* [AIM OF THE EXERCISE]:
Without including the pictures, copy out every line below.

--- AVAILABLE DATA ---

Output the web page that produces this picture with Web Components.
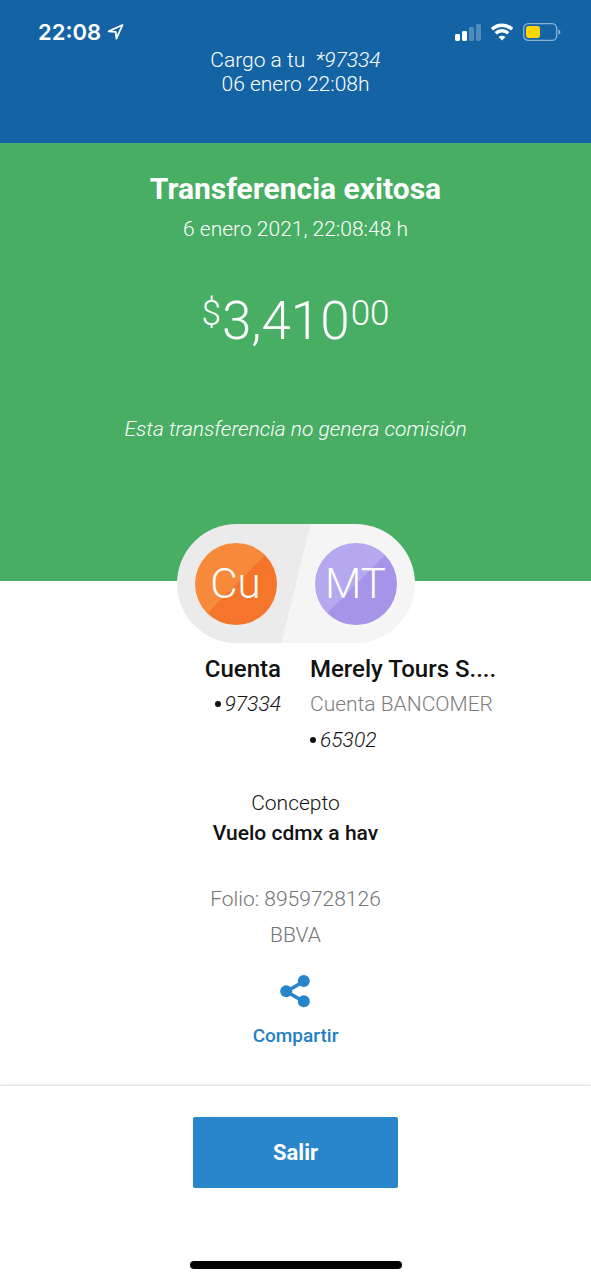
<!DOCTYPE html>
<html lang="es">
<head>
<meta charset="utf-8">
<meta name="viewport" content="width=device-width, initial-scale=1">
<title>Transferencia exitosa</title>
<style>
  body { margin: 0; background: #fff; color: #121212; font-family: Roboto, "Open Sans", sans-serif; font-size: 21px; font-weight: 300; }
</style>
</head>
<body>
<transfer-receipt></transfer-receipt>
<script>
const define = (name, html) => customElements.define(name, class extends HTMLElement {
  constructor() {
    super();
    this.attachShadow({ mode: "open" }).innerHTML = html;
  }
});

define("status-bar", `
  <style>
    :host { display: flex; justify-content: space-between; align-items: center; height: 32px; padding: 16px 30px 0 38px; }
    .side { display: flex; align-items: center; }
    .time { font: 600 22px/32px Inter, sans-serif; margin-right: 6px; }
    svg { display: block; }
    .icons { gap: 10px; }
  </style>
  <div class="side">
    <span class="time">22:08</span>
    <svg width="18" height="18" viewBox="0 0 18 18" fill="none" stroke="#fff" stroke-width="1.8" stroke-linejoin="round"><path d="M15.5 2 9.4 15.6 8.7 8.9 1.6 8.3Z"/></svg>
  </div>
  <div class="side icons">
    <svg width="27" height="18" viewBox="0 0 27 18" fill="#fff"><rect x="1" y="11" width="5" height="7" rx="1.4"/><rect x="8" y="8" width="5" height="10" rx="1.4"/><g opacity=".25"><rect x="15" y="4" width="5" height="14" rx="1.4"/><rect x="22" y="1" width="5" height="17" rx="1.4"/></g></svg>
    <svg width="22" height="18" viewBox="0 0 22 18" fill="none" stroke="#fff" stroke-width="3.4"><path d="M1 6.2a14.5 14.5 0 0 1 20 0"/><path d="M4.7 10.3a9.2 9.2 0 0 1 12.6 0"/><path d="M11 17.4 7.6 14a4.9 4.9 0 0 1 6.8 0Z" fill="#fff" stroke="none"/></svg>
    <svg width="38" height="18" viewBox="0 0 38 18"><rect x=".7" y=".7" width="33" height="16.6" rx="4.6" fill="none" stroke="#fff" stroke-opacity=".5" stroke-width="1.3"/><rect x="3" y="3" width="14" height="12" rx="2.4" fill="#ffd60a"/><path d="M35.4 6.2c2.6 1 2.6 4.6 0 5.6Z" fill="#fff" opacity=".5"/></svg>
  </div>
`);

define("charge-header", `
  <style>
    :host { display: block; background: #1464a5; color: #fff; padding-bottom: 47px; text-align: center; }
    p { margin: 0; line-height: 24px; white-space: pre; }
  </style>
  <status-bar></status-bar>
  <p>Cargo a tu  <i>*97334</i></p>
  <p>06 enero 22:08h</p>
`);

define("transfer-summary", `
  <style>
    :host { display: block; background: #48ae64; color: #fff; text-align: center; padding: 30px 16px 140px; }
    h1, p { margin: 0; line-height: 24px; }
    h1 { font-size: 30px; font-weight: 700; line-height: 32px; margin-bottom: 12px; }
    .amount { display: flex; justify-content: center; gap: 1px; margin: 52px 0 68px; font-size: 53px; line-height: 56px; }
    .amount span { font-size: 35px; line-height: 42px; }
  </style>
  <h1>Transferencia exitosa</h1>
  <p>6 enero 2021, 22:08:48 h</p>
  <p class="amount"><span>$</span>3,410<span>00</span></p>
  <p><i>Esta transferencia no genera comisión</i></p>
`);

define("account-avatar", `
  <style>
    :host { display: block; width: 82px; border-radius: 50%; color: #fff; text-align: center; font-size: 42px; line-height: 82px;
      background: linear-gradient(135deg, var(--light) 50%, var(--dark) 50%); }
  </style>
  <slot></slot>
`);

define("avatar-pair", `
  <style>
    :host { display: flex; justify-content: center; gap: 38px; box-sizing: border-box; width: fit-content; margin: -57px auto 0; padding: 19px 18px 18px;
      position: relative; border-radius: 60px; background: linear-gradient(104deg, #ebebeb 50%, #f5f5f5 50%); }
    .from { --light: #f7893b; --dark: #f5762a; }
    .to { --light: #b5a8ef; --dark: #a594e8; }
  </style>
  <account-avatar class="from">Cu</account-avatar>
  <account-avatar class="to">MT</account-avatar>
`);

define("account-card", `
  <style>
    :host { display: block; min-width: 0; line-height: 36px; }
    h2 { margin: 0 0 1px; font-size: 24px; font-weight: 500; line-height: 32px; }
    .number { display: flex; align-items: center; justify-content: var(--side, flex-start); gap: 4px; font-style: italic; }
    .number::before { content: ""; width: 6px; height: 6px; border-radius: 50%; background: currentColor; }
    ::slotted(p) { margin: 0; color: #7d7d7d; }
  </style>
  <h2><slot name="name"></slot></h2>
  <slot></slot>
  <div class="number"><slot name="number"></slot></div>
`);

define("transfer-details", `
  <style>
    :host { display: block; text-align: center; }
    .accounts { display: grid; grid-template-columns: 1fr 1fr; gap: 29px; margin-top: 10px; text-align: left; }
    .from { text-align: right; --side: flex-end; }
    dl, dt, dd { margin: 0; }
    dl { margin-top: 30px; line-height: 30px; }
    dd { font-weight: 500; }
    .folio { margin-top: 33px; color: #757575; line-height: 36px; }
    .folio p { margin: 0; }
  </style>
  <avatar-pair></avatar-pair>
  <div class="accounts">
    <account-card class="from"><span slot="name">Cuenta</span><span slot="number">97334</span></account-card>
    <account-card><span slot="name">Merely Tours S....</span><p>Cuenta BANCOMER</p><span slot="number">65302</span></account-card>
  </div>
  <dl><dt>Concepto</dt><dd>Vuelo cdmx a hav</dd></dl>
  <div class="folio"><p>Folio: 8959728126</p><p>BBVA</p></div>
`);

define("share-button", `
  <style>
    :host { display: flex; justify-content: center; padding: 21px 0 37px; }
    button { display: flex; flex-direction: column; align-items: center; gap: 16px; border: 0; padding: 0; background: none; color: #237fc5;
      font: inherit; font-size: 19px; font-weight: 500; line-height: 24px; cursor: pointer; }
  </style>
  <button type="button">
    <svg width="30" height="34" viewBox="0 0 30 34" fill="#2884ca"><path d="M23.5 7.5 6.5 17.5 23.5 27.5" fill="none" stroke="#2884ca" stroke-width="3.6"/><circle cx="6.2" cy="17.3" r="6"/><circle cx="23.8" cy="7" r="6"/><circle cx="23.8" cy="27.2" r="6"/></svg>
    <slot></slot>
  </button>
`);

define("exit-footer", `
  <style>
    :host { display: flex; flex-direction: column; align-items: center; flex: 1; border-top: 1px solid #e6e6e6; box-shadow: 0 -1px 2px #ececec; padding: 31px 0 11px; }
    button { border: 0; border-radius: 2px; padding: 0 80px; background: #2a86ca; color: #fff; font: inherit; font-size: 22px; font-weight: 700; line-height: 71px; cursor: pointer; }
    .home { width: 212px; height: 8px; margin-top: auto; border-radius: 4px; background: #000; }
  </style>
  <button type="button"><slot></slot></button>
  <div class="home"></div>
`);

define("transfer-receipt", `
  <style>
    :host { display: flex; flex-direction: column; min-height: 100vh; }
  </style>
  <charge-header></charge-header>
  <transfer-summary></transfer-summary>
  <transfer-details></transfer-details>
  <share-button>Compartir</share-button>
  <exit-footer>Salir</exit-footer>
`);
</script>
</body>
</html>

---

* [WRITTEN ANSWER]:
Output the web page that produces this picture with Web Components.
<!DOCTYPE html>
<html lang="es">
<head>
<meta charset="utf-8">
<meta name="viewport" content="width=device-width, initial-scale=1">
<title>Transferencia exitosa</title>
<style>
  body { margin: 0; background: #fff; color: #121212; font-family: Roboto, "Open Sans", sans-serif; font-size: 21px; font-weight: 300; }
</style>
</head>
<body>
<transfer-receipt></transfer-receipt>
<script>
const define = (name, html) => customElements.define(name, class extends HTMLElement {
  constructor() {
    super();
    this.attachShadow({ mode: "open" }).innerHTML = html;
  }
});

define("status-bar", `
  <style>
    :host { display: flex; justify-content: space-between; align-items: center; height: 32px; padding: 16px 30px 0 38px; }
    .side { display: flex; align-items: center; }
    .time { font: 600 22px/32px Inter, sans-serif; margin-right: 6px; }
    svg { display: block; }
    .icons { gap: 10px; }
  </style>
  <div class="side">
    <span class="time">22:08</span>
    <svg width="18" height="18" viewBox="0 0 18 18" fill="none" stroke="#fff" stroke-width="1.8" stroke-linejoin="round"><path d="M15.5 2 9.4 15.6 8.7 8.9 1.6 8.3Z"/></svg>
  </div>
  <div class="side icons">
    <svg width="27" height="18" viewBox="0 0 27 18" fill="#fff"><rect x="1" y="11" width="5" height="7" rx="1.4"/><rect x="8" y="8" width="5" height="10" rx="1.4"/><g opacity=".25"><rect x="15" y="4" width="5" height="14" rx="1.4"/><rect x="22" y="1" width="5" height="17" rx="1.4"/></g></svg>
    <svg width="22" height="18" viewBox="0 0 22 18" fill="none" stroke="#fff" stroke-width="3.4"><path d="M1 6.2a14.5 14.5 0 0 1 20 0"/><path d="M4.7 10.3a9.2 9.2 0 0 1 12.6 0"/><path d="M11 17.4 7.6 14a4.9 4.9 0 0 1 6.8 0Z" fill="#fff" stroke="none"/></svg>
    <svg width="38" height="18" viewBox="0 0 38 18"><rect x=".7" y=".7" width="33" height="16.6" rx="4.6" fill="none" stroke="#fff" stroke-opacity=".5" stroke-width="1.3"/><rect x="3" y="3" width="14" height="12" rx="2.4" fill="#ffd60a"/><path d="M35.4 6.2c2.6 1 2.6 4.6 0 5.6Z" fill="#fff" opacity=".5"/></svg>
  </div>
`);

define("charge-header", `
  <style>
    :host { display: block; background: #1464a5; color: #fff; padding-bottom: 47px; text-align: center; }
    p { margin: 0; line-height: 24px; white-space: pre; }
  </style>
  <status-bar></status-bar>
  <p>Cargo a tu  <i>*97334</i></p>
  <p>06 enero 22:08h</p>
`);

define("transfer-summary", `
  <style>
    :host { display: block; background: #48ae64; color: #fff; text-align: center; padding: 30px 16px 140px; }
    h1, p { margin: 0; line-height: 24px; }
    h1 { font-size: 30px; font-weight: 700; line-height: 32px; margin-bottom: 12px; }
    .amount { display: flex; justify-content: center; gap: 1px; margin: 52px 0 68px; font-size: 53px; line-height: 56px; }
    .amount span { font-size: 35px; line-height: 42px; }
  </style>
  <h1>Transferencia exitosa</h1>
  <p>6 enero 2021, 22:08:48 h</p>
  <p class="amount"><span>$</span>3,410<span>00</span></p>
  <p><i>Esta transferencia no genera comisión</i></p>
`);

define("account-avatar", `
  <style>
    :host { display: block; width: 82px; border-radius: 50%; color: #fff; text-align: center; font-size: 42px; line-height: 82px;
      background: linear-gradient(135deg, var(--light) 50%, var(--dark) 50%); }
  </style>
  <slot></slot>
`);

define("avatar-pair", `
  <style>
    :host { display: flex; justify-content: center; gap: 38px; box-sizing: border-box; width: fit-content; margin: -57px auto 0; padding: 19px 18px 18px;
      position: relative; border-radius: 60px; background: linear-gradient(104deg, #ebebeb 50%, #f5f5f5 50%); }
    .from { --light: #f7893b; --dark: #f5762a; }
    .to { --light: #b5a8ef; --dark: #a594e8; }
  </style>
  <account-avatar class="from">Cu</account-avatar>
  <account-avatar class="to">MT</account-avatar>
`);

define("account-card", `
  <style>
    :host { display: block; min-width: 0; line-height: 36px; }
    h2 { margin: 0 0 1px; font-size: 24px; font-weight: 500; line-height: 32px; }
    .number { display: flex; align-items: center; justify-content: var(--side, flex-start); gap: 4px; font-style: italic; }
    .number::before { content: ""; width: 6px; height: 6px; border-radius: 50%; background: currentColor; }
    ::slotted(p) { margin: 0; color: #7d7d7d; }
  </style>
  <h2><slot name="name"></slot></h2>
  <slot></slot>
  <div class="number"><slot name="number"></slot></div>
`);

define("transfer-details", `
  <style>
    :host { display: block; text-align: center; }
    .accounts { display: grid; grid-template-columns: 1fr 1fr; gap: 29px; margin-top: 10px; text-align: left; }
    .from { text-align: right; --side: flex-end; }
    dl, dt, dd { margin: 0; }
    dl { margin-top: 30px; line-height: 30px; }
    dd { font-weight: 500; }
    .folio { margin-top: 33px; color: #757575; line-height: 36px; }
    .folio p { margin: 0; }
  </style>
  <avatar-pair></avatar-pair>
  <div class="accounts">
    <account-card class="from"><span slot="name">Cuenta</span><span slot="number">97334</span></account-card>
    <account-card><span slot="name">Merely Tours S....</span><p>Cuenta BANCOMER</p><span slot="number">65302</span></account-card>
  </div>
  <dl><dt>Concepto</dt><dd>Vuelo cdmx a hav</dd></dl>
  <div class="folio"><p>Folio: 8959728126</p><p>BBVA</p></div>
`);

define("share-button", `
  <style>
    :host { display: flex; justify-content: center; padding: 21px 0 37px; }
    button { display: flex; flex-direction: column; align-items: center; gap: 16px; border: 0; padding: 0; background: none; color: #237fc5;
      font: inherit; font-size: 19px; font-weight: 500; line-height: 24px; cursor: pointer; }
  </style>
  <button type="button">
    <svg width="30" height="34" viewBox="0 0 30 34" fill="#2884ca"><path d="M23.5 7.5 6.5 17.5 23.5 27.5" fill="none" stroke="#2884ca" stroke-width="3.6"/><circle cx="6.2" cy="17.3" r="6"/><circle cx="23.8" cy="7" r="6"/><circle cx="23.8" cy="27.2" r="6"/></svg>
    <slot></slot>
  </button>
`);

define("exit-footer", `
  <style>
    :host { display: flex; flex-direction: column; align-items: center; flex: 1; border-top: 1px solid #e6e6e6; box-shadow: 0 -1px 2px #ececec; padding: 31px 0 11px; }
    button { border: 0; border-radius: 2px; padding: 0 80px; background: #2a86ca; color: #fff; font: inherit; font-size: 22px; font-weight: 700; line-height: 71px; cursor: pointer; }
    .home { width: 212px; height: 8px; margin-top: auto; border-radius: 4px; background: #000; }
  </style>
  <button type="button"><slot></slot></button>
  <div class="home"></div>
`);

define("transfer-receipt", `
  <style>
    :host { display: flex; flex-direction: column; min-height: 100vh; }
  </style>
  <charge-header></charge-header>
  <transfer-summary></transfer-summary>
  <transfer-details></transfer-details>
  <share-button>Compartir</share-button>
  <exit-footer>Salir</exit-footer>
`);
</script>
</body>
</html>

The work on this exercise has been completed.